Кроме того, я ищу для своей серии абсолютно неизвестных публике авторов. Хочется, чтобы были картинные галереи с неизвестными художниками. Нужны экспериментальные площадки, как у Васильева. Он же нас собирал, когда мы были никто. Еще мы затеяли книжную серию с Фредериком Бегбедером. По моей просьбе он назвал современных французских авторов, не ставших еще лауреатами Гонкуровской премии. Их произведения мы переводим при содействии Литинститута, и скоро выйдет коллекция Бегбедера.
— Вы удивительно себя повели с Соловьевым, дав ему полную свободу.
— Я вообще не люблю лезть. Иду только туда, куда долго зовут. Как говорит Сергей Александрович, все самое важное складывается случайно. Я с этим согласен и всегда жду ветра. Подует — и паруса поднимутся.
— Знаете, что Соловьев снимает шестиминутный фильм со своими студентками?

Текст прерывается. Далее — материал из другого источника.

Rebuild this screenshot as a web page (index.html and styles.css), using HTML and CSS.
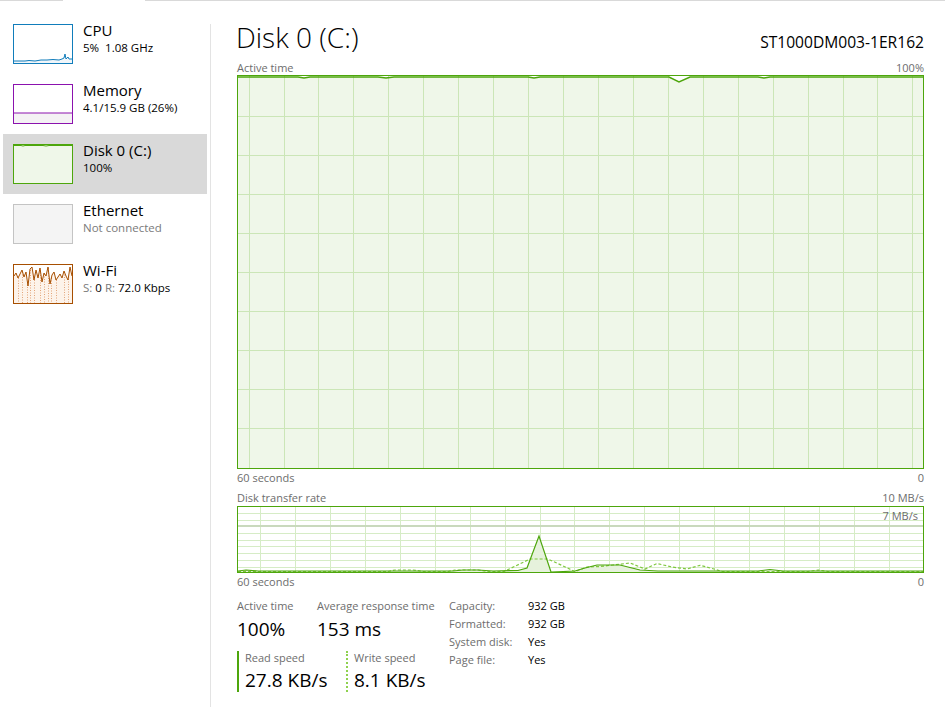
FILE: index.html
```html
<!DOCTYPE html>
<html lang="en">
<head>
    <meta charset="UTF-8">
    <meta name="viewport" content="width=device-width, initial-scale=1.0">
    <title>Task Manager - Performance</title>
    <link rel="stylesheet" href="styles.css">
</head>
<body>
    <div class="tabstrip">
        <div class="tab-seg tab-first"></div>
        <div class="tab-open"></div>
        <div class="tab-seg w71"></div>
        <div class="tab-seg w50"></div>
        <div class="tab-seg w40"></div>
        <div class="tab-seg w47"></div>
        <div class="tab-seg w52"></div>
        <div class="tab-seg tab-rest"></div>
    </div>

    <div class="app">
        <div class="sidebar">
            <div class="item">
                <svg class="thumb" width="60" height="40" viewBox="0 0 60 40">
                    <rect x="0.5" y="0.5" width="59" height="39" fill="#fff" stroke="#117dbb"/>
                    <polygon points="1,37 12,37 16,36.5 22,37 28,36 34,36 40,35.5 46,36 49,35 51,34 52,30 53,35 55,33 56,35 59,35 59,39 1,39" fill="#f1f6fa"/>
                    <polyline points="1,37 12,37 16,36.5 22,37 28,36 34,36 40,35.5 46,36 49,35 51,34 52,30 53,35 55,33 56,35 59,35" fill="none" stroke="#117dbb" stroke-width="1"/>
                </svg>
                <div class="item-text">
                    <div class="item-title">CPU</div>
                    <div class="item-sub">5%&nbsp; 1.08 GHz</div>
                </div>
            </div>
            <div class="item">
                <svg class="thumb" width="60" height="40" viewBox="0 0 60 40">
                    <rect x="0.5" y="0.5" width="59" height="39" fill="#fff" stroke="#8b12ae"/>
                    <rect x="1" y="29" width="58" height="10" fill="#f4f2f4"/>
                    <line x1="1" y1="29" x2="59" y2="29" stroke="#8b12ae" stroke-width="1"/>
                </svg>
                <div class="item-text">
                    <div class="item-title">Memory</div>
                    <div class="item-sub">4.1/15.9 GB (26%)</div>
                </div>
            </div>
            <div class="item selected">
                <svg class="thumb" width="60" height="40" viewBox="0 0 60 40">
                    <rect x="0.5" y="0.5" width="59" height="39" fill="#eff7e9" stroke="#4da60c"/>
                    <polyline points="1,1.5 8,1.5 10,2 12,1.5 30,1.5 33,2 36,1.5 59,1.5" fill="none" stroke="#4da60c" stroke-width="1"/>
                </svg>
                <div class="item-text">
                    <div class="item-title">Disk 0 (C:)</div>
                    <div class="item-sub">100%</div>
                </div>
            </div>
            <div class="item">
                <svg class="thumb" width="60" height="40" viewBox="0 0 60 40">
                    <rect x="0.5" y="0.5" width="59" height="39" fill="#f4f4f4" stroke="#c4c4c4"/>
                </svg>
                <div class="item-text">
                    <div class="item-title">Ethernet</div>
                    <div class="item-sub muted">Not connected</div>
                </div>
            </div>
            <div class="item">
                <svg class="thumb" width="60" height="40" viewBox="0 0 60 40">
                    <rect x="0.5" y="0.5" width="59" height="39" fill="#fff" stroke="#a74f01"/>
                    <polygon points="1,12 3,9 5,14 7,10 9,6 11,13 13,8 15,22 17,5 19,3 21,16 23,6 25,14 27,4 29,18 31,9 33,12 35,3 37,20 39,11 41,8 43,16 45,13 47,10 49,14 51,7 53,12 55,16 57,3 59,12 59,39 1,39" fill="#fdf3ea"/>
                    <g stroke="#e3a57a" stroke-width="1" stroke-dasharray="1,1.5">
                        <line x1="5.5" y1="14" x2="5.5" y2="39"/>
                        <line x1="9.5" y1="8" x2="9.5" y2="39"/>
                        <line x1="14.5" y1="18" x2="14.5" y2="39"/>
                        <line x1="17.5" y1="6" x2="17.5" y2="39"/>
                        <line x1="21.5" y1="16" x2="21.5" y2="39"/>
                        <line x1="27.5" y1="6" x2="27.5" y2="39"/>
                        <line x1="31.5" y1="10" x2="31.5" y2="39"/>
                        <line x1="35.5" y1="4" x2="35.5" y2="39"/>
                        <line x1="38.5" y1="14" x2="38.5" y2="39"/>
                        <line x1="43.5" y1="16" x2="43.5" y2="39"/>
                        <line x1="51.5" y1="8" x2="51.5" y2="39"/>
                        <line x1="55.5" y1="15" x2="55.5" y2="39"/>
                    </g>
                    <polyline points="1,12 3,9 5,14 7,10 9,6 11,13 13,8 15,22 17,5 19,3 21,16 23,6 25,14 27,4 29,18 31,9 33,12 35,3 37,20 39,11 41,8 43,16 45,13 47,10 49,14 51,7 53,12 55,16 57,3 59,12" fill="none" stroke="#a74f01" stroke-width="1"/>
                </svg>
                <div class="item-text">
                    <div class="item-title">Wi-Fi</div>
                    <div class="item-sub"><span class="muted">S:</span> 0 <span class="muted">R:</span> 72.0 Kbps</div>
                </div>
            </div>
        </div>

        <div class="divider"></div>

        <div class="main">
            <div class="page-head">
                <h1>Disk 0 (C:)</h1>
                <div class="model">ST1000DM003-1ER162</div>
            </div>

            <div class="chart-label">
                <span>Active time</span>
                <span>100%</span>
            </div>
            <div class="chart chart-big">
                <svg width="685" height="392" viewBox="0 0 685 392">
                    <polygon points="0,1 60,1 66,2 72,1 140,1 148,2 156,1 290,1 296,2 302,1 431,1 441,6 452,1 520,1 526,2 532,1 685,1 685,392 0,392" fill="#eff7e9"/>
                    <g stroke="#cbe6b7" stroke-width="1">
                        <line x1="11.5" y1="0" x2="11.5" y2="392"/>
                        <line x1="46.5" y1="0" x2="46.5" y2="392"/>
                        <line x1="80.5" y1="0" x2="80.5" y2="392"/>
                        <line x1="115.5" y1="0" x2="115.5" y2="392"/>
                        <line x1="150.5" y1="0" x2="150.5" y2="392"/>
                        <line x1="185.5" y1="0" x2="185.5" y2="392"/>
                        <line x1="220.5" y1="0" x2="220.5" y2="392"/>
                        <line x1="255.5" y1="0" x2="255.5" y2="392"/>
                        <line x1="290.5" y1="0" x2="290.5" y2="392"/>
                        <line x1="325.5" y1="0" x2="325.5" y2="392"/>
                        <line x1="360.5" y1="0" x2="360.5" y2="392"/>
                        <line x1="395.5" y1="0" x2="395.5" y2="392"/>
                        <line x1="430.5" y1="0" x2="430.5" y2="392"/>
                        <line x1="465.5" y1="0" x2="465.5" y2="392"/>
                        <line x1="500.5" y1="0" x2="500.5" y2="392"/>
                        <line x1="535.5" y1="0" x2="535.5" y2="392"/>
                        <line x1="570.5" y1="0" x2="570.5" y2="392"/>
                        <line x1="605.5" y1="0" x2="605.5" y2="392"/>
                        <line x1="639.5" y1="0" x2="639.5" y2="392"/>
                        <line x1="674.5" y1="0" x2="674.5" y2="392"/>
                        <line x1="0" y1="40.5" x2="685" y2="40.5"/>
                        <line x1="0" y1="79.5" x2="685" y2="79.5"/>
                        <line x1="0" y1="118.5" x2="685" y2="118.5"/>
                        <line x1="0" y1="157.5" x2="685" y2="157.5"/>
                        <line x1="0" y1="196.5" x2="685" y2="196.5"/>
                        <line x1="0" y1="235.5" x2="685" y2="235.5"/>
                        <line x1="0" y1="274.5" x2="685" y2="274.5"/>
                        <line x1="0" y1="313.5" x2="685" y2="313.5"/>
                        <line x1="0" y1="352.5" x2="685" y2="352.5"/>
                    </g>
                    <polyline points="0,1 60,1 66,2 72,1 140,1 148,2 156,1 290,1 296,2 302,1 431,1 441,6 452,1 520,1 526,2 532,1 685,1" fill="none" stroke="#4da60c" stroke-width="1.4"/>
                </svg>
            </div>
            <div class="chart-label axis">
                <span>60 seconds</span>
                <span>0</span>
            </div>

            <div class="chart-label second">
                <span>Disk transfer rate</span>
                <span>10 MB/s</span>
            </div>
            <div class="chart chart-small">
                <svg width="685" height="65" viewBox="0 0 685 65">
                    <g stroke="#d6ecc6" stroke-width="1">
                        <line x1="22.5" y1="0" x2="22.5" y2="65"/>
                        <line x1="57.5" y1="0" x2="57.5" y2="65"/>
                        <line x1="92.5" y1="0" x2="92.5" y2="65"/>
                        <line x1="127.5" y1="0" x2="127.5" y2="65"/>
                        <line x1="162.5" y1="0" x2="162.5" y2="65"/>
                        <line x1="197.5" y1="0" x2="197.5" y2="65"/>
                        <line x1="232.5" y1="0" x2="232.5" y2="65"/>
                        <line x1="267.5" y1="0" x2="267.5" y2="65"/>
                        <line x1="302.5" y1="0" x2="302.5" y2="65"/>
                        <line x1="336.5" y1="0" x2="336.5" y2="65"/>
                        <line x1="371.5" y1="0" x2="371.5" y2="65"/>
                        <line x1="406.5" y1="0" x2="406.5" y2="65"/>
                        <line x1="441.5" y1="0" x2="441.5" y2="65"/>
                        <line x1="476.5" y1="0" x2="476.5" y2="65"/>
                        <line x1="511.5" y1="0" x2="511.5" y2="65"/>
                        <line x1="546.5" y1="0" x2="546.5" y2="65"/>
                        <line x1="581.5" y1="0" x2="581.5" y2="65"/>
                        <line x1="616.5" y1="0" x2="616.5" y2="65"/>
                        <line x1="651.5" y1="0" x2="651.5" y2="65"/>
                        <line x1="0" y1="6.5" x2="685" y2="6.5"/>
                        <line x1="0" y1="13.5" x2="685" y2="13.5"/>
                        <line x1="0" y1="26.5" x2="685" y2="26.5"/>
                        <line x1="0" y1="33.5" x2="685" y2="33.5"/>
                        <line x1="0" y1="39.5" x2="685" y2="39.5"/>
                        <line x1="0" y1="46.5" x2="685" y2="46.5"/>
                        <line x1="0" y1="53.5" x2="685" y2="53.5"/>
                        <line x1="0" y1="60.5" x2="685" y2="60.5"/>
                    </g>
                    <line x1="0" y1="19" x2="685" y2="19" stroke="#c9d9bd" stroke-width="2"/>
                    <polygon points="0,64 8,63 20,64 215,64 225,63 240,63 255,64 280,63.5 289,61 301,29 313,65 337,64 347,61 359,58 382,58 402,63 420,64 520,64 532,62.5 545,64 685,64 685,65 0,65" fill="#e6f2dc"/>
                    <polyline points="0,64.5 150,64.5 157,63 175,63 185,64.5 210,64.5 217,63 240,63 250,64.5 266,64.5 292,52 310,52 337,64.5 349,60 362,59.5 375,58 392,56 407,62 419,56.5 434,60 449,62 462,58.3 476,62 484,64.5 570,64.5 580,63 590,64.5 685,64.5" fill="none" stroke="#7fc83f" stroke-width="1.2" stroke-dasharray="3,2"/>
                    <polyline points="0,64 8,63 20,64 215,64 225,63 240,63 255,64 280,63.5 289,61 301,29 313,65 337,64 347,61 359,58 382,58 402,63 420,64 520,64 532,62.5 545,64 685,64" fill="none" stroke="#4da60c" stroke-width="1.2"/>
                </svg>
                <span class="scale-tag">7 MB/s</span>
            </div>
            <div class="chart-label axis">
                <span>60 seconds</span>
                <span>0</span>
            </div>

            <div class="stats">
                <div class="stats-left">
                    <div class="stat-row">
                        <div class="stat w80">
                            <div class="stat-label">Active time</div>
                            <div class="stat-value">100%</div>
                        </div>
                        <div class="stat">
                            <div class="stat-label">Average response time</div>
                            <div class="stat-value">153 ms</div>
                        </div>
                    </div>
                    <div class="stat-row speeds">
                        <div class="stat speed read">
                            <div class="stat-label">Read speed</div>
                            <div class="stat-value">27.8 KB/s</div>
                        </div>
                        <div class="stat speed write">
                            <div class="stat-label">Write speed</div>
                            <div class="stat-value">8.1 KB/s</div>
                        </div>
                    </div>
                </div>
                <div class="props">
                    <div class="prop"><span class="prop-name">Capacity:</span><span>932 GB</span></div>
                    <div class="prop"><span class="prop-name">Formatted:</span><span>932 GB</span></div>
                    <div class="prop"><span class="prop-name">System disk:</span><span>Yes</span></div>
                    <div class="prop"><span class="prop-name">Page file:</span><span>Yes</span></div>
                </div>
            </div>
        </div>
    </div>
</body>
</html>
```

FILE: styles.css
```css
body {
    margin: 0;
    padding: 0;
    background-color: #fff;
    font-family: "Open Sans", "Noto Sans", sans-serif;
    color: #000;
    overflow: hidden;
}

/* strip of tab edges along the top */
.tabstrip {
    display: flex;
    height: 2px;
}
.tab-seg {
    height: 1px;
    border-bottom: 1px solid #d9d9d9;
    border-right: 1px solid #d9d9d9;
    box-sizing: border-box;
}
.tab-first { width: 63px; }
.tab-open { width: 82px; }
.w71 { width: 71px; }
.w50 { width: 50px; }
.w40 { width: 40px; }
.w47 { width: 47px; }
.w52 { width: 52px; }
.tab-rest { flex: 1; margin-right: 2px; }

.app {
    display: flex;
    height: 719px;
}

/* left list */
.sidebar {
    width: 204px;
    padding: 12px 3px 0 3px;
}
.item {
    display: flex;
    height: 60px;
    padding-left: 10px;
    box-sizing: border-box;
}
.item.selected {
    background-color: #d9d9d9;
}
.thumb {
    margin-top: 10px;
    flex-shrink: 0;
}
.item-text {
    padding-top: 6px;
    margin-left: 10px;
}
.item-title {
    font-size: 15px;
    line-height: 20px;
}
.item-sub {
    font-size: 11.5px;
    line-height: 16px;
}
.muted {
    color: #7a7a7a;
}

.divider {
    width: 1px;
    margin: 22px 0 14px 0;
    background-color: #e3e3e3;
}

/* right panel */
.main {
    flex: 1;
    padding: 0 23px 0 26px;
}
.page-head {
    display: flex;
    justify-content: space-between;
    align-items: baseline;
    padding-top: 17px;
    height: 41px;
}
h1 {
    margin: 0 0 0 -1px;
    font-size: 28px;
    font-weight: 300;
    line-height: 36px;
    color: #000;
}
.model {
    font-size: 15.6px;
}

.chart-label {
    display: flex;
    justify-content: space-between;
    font-size: 11px;
    line-height: 15px;
    color: #6d6d6d;
}
.chart-label.axis {
    line-height: 17px;
}
.chart-label.second {
    margin-top: 3px;
    line-height: 17px;
}

.chart {
    border: 1px solid #4da60c;
    background-color: #fff;
    position: relative;
}
.chart svg {
    display: block;
}
.chart-big {
    height: 392px;
}
.chart-small {
    height: 65px;
}
.scale-tag {
    position: absolute;
    top: 2px;
    right: 5px;
    font-size: 11px;
    line-height: 14px;
    color: #6d6d6d;
}

/* numbers under the charts */
.stats {
    display: flex;
    margin-top: 8px;
}
.stats-left {
    width: 212px;
}
.stat-row {
    display: flex;
}
.stat-row.speeds {
    margin-top: 10px;
}
.w80 {
    width: 80px;
}
.stat-label {
    font-size: 11px;
    line-height: 16px;
    color: #6d6d6d;
}
.stat-value {
    margin-top: 3px;
    font-size: 19px;
    line-height: 24px;
}
.speed {
    padding-left: 6px;
}
.speed .stat-label {
    line-height: 14px;
}
.read {
    width: 101px;
    border-left: 2px solid #4da60c;
}
.write {
    border-left: 2px dotted #8fd14f;
}

.props {
    margin-top: -1px;
}
.prop {
    display: flex;
    font-size: 11px;
    line-height: 18px;
}
.prop-name {
    width: 79px;
    color: #6d6d6d;
}
```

— Я видел рабочий материал на его юбилее. Дерзко, задорно, весело. Я в восторге. Он меня донял до слез. У него же как? Ты смеешься, а потом до тебя доходит, что говорит он о смерти. Тут-то я и заплакал. Он молодец. Его физическое тело не соответствует тому Соловьеву, который сидит внутри. Это разные люди. Мы представляли в Ясной Поляне «Ке-ды» — так Сергей Александрович полтора часа держал огромный зал в веселом напряжении, рассказывал про жизнь и про мой любимый фильм «Избранные», который снимал в Латинской Америке. Я обожаю в этой картине Леонида Филатова и Татьяну Друбич, ее шляпы, шарфы, развевающиеся на ветру… Соловьев процитировал это в «Ке-дах»: героиня Аглаи Шиловской едет в машине, на ней такая же шляпа. Я ему благодарен за это.